Power consumption of an experimental webserver
This article was authored by Jordy Aaldering and Folkert de Vries
Over the past couple of months, we teamed up with Bernard van Gastel and Jordy Aaldering at Radboud University's Software Energy Lab to measure nea's energy efficiency.
Nea
Nea is a web server that never allocates. Or perhaps it allocates once, depending on what "allocates" means to you. In any case, nea is designed to never run out of memory, something that many production web servers (written in ruby, python, etc.) apparently do regularly.
In my recent talk at Software you can Love I went into the technical details (slides):
The Experiment
We want to compare nea, and especially nea in combination with roc, versus other languages, to prove that this combination is competitive.
Unfortunately, comparisons across languages and frameworks are hard. Our experiment measures the performance of four small web server implementations. The implementations are not hyper-optimized, but try to all perform the same amount of work.
Our four contenders are
- go: a straightforward implementation in go.
- rust-tokio: a rust implementation that uses
tokio
as its async executor. - rust-nea: a rust implementation that uses the nea async executor and platform.
- roc-nea: a roc implementation that uses the nea async executor and platform.

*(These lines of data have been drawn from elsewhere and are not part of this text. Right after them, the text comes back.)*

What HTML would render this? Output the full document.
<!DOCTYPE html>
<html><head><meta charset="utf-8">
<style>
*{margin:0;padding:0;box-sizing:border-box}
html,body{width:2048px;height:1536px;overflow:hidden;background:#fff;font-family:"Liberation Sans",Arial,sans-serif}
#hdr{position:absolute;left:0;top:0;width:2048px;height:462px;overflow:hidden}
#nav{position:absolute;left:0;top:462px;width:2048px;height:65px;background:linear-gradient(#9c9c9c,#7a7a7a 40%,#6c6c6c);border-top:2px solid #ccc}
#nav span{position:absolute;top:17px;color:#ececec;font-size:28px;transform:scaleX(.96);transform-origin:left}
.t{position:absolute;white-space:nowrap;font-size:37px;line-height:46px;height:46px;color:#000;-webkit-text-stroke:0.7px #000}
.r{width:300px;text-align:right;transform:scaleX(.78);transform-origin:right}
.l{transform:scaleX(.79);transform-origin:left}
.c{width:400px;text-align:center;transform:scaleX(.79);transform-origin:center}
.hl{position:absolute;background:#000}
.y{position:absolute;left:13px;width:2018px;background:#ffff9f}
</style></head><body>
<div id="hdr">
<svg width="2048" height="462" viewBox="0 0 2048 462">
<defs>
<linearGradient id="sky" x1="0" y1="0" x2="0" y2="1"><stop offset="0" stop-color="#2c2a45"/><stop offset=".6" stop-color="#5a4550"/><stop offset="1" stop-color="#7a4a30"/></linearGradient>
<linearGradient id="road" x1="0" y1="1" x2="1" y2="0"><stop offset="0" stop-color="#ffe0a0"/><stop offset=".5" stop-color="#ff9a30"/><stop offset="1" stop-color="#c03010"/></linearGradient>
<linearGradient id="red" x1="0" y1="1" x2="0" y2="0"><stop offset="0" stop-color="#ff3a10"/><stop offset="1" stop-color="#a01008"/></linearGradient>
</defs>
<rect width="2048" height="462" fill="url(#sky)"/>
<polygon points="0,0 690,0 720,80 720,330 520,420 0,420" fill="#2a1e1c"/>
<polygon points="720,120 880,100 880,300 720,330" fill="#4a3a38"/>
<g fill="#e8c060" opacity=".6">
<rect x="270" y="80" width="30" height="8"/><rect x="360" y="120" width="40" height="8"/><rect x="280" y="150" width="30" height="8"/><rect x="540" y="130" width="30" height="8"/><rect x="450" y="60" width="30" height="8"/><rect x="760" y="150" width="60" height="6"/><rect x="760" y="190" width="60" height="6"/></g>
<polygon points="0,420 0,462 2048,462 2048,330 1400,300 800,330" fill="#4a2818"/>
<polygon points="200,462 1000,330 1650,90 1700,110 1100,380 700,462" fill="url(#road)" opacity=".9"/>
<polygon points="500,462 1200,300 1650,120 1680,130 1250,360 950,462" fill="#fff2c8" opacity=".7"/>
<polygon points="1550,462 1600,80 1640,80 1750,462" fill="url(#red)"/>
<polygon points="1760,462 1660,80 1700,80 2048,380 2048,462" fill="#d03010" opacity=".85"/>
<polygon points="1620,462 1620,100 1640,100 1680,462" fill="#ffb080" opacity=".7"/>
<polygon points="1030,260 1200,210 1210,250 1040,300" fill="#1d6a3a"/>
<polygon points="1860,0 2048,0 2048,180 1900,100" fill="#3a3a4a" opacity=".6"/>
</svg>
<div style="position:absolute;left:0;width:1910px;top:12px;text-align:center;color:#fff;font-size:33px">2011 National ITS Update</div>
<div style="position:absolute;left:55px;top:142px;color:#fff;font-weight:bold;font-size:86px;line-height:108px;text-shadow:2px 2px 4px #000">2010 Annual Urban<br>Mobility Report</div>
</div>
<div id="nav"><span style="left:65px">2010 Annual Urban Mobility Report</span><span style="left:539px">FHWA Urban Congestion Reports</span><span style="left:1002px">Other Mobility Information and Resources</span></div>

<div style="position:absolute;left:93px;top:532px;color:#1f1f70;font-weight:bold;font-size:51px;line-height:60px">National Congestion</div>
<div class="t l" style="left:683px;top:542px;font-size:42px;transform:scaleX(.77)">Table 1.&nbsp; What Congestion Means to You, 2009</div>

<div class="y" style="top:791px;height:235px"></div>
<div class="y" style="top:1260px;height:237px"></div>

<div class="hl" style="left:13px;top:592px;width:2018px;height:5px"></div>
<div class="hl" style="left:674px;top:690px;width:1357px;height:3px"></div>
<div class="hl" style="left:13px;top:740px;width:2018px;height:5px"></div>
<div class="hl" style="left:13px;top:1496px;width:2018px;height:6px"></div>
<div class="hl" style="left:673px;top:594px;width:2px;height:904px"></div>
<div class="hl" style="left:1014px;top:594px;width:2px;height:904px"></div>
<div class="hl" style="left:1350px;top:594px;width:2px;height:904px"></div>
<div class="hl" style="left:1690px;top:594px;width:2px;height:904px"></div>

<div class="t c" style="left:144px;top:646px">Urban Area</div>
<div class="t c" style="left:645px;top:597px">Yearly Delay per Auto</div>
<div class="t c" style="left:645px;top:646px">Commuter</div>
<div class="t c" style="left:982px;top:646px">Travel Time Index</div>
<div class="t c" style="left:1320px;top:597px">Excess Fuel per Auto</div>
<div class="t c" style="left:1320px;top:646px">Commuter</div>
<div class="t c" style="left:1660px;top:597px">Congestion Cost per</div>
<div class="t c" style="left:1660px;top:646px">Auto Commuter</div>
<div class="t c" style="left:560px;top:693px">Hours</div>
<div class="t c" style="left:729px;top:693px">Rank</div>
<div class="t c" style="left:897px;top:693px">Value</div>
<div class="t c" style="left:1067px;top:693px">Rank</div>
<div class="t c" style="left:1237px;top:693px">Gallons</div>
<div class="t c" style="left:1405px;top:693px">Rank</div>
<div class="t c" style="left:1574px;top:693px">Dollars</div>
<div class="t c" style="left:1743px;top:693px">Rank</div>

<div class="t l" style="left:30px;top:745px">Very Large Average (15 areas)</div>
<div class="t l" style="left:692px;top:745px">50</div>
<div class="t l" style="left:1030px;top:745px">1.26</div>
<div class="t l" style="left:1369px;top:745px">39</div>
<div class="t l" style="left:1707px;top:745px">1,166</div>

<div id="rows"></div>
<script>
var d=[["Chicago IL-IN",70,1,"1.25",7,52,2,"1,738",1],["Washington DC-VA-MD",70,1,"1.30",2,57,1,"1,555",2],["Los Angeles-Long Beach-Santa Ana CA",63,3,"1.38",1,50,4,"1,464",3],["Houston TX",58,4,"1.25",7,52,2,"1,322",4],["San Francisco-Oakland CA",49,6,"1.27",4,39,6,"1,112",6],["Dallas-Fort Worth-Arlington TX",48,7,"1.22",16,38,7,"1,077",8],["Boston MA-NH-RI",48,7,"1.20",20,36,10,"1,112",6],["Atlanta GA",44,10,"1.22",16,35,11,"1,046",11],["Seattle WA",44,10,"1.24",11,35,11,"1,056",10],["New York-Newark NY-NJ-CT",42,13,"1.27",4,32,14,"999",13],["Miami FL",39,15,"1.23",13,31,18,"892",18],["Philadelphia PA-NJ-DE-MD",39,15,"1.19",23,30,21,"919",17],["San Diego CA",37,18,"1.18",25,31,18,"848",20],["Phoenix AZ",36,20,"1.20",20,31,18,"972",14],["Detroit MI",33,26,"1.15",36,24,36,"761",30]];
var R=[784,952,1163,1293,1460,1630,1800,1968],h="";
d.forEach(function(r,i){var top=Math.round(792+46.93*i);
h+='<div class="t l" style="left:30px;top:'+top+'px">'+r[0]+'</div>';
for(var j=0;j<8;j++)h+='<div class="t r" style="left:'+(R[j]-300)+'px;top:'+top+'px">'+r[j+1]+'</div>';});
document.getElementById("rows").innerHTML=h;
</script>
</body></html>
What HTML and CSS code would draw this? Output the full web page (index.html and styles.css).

Notably absent are any interpreted languages like ruby or typescript, even though these are still very common in the web space. We were not able to write servers in those languages that we could compare in a fair way: they don't give sufficient control over their runtime, e.g. how many threads are used to handle the workload.
For all of our four implementations, we implemented the same three programs:
csv-svg-path
: "parse" (cursed string slicing) a CSV file and produce an SVG.send-static-file
: sends a static string and closes the connection. This is mostly a baseline measurement.varying-allocations
: allocates and then deallocates large arrays.
The implementations deliberately don't use any external dependencies (beside tokio or nea). The CSV format was chosen because it is so easy to parse with string slicing: using json instead would be unfair because then we'd just be benchmarking the languages' json implementation.
Measurement Setup
The measurement setup consists of an ODROID H3 single-board computer. The ODROID H3 is designed with energy-efficiency in mind and contains an Intel Celeron N5105 CPU with only a 10 Watt TDP. Benchmarks are run on this device through the use of a GitLab pipeline on the Software Energy Lab project. Besides Docker and a GitLab runner, this device has a minimal number of background processes, minimizing the amount of variability in runtime and energy measurements between benchmarks. This measurement setup provides us with exceptional reproducibility of the results.
We have two ways of measuring the energy consumption of this device. Firstly, most modern Intel and AMD processor provide a Running Average Power Limit (RAPL) interface for reporting the accumulated energy consumption of the CPU. We can then determine how much energy was consumed during a benchmark by reading out the difference in the accumulated energy consumption right before and after that benchmark run. Secondly, the ODROID H3 has been equipped with an INA 226 chip. Whereas RAPL allows us to measure the energy consumption of the CPU, the INA chip allows us to measure the energy consumption of the system as a whole (using a similar method).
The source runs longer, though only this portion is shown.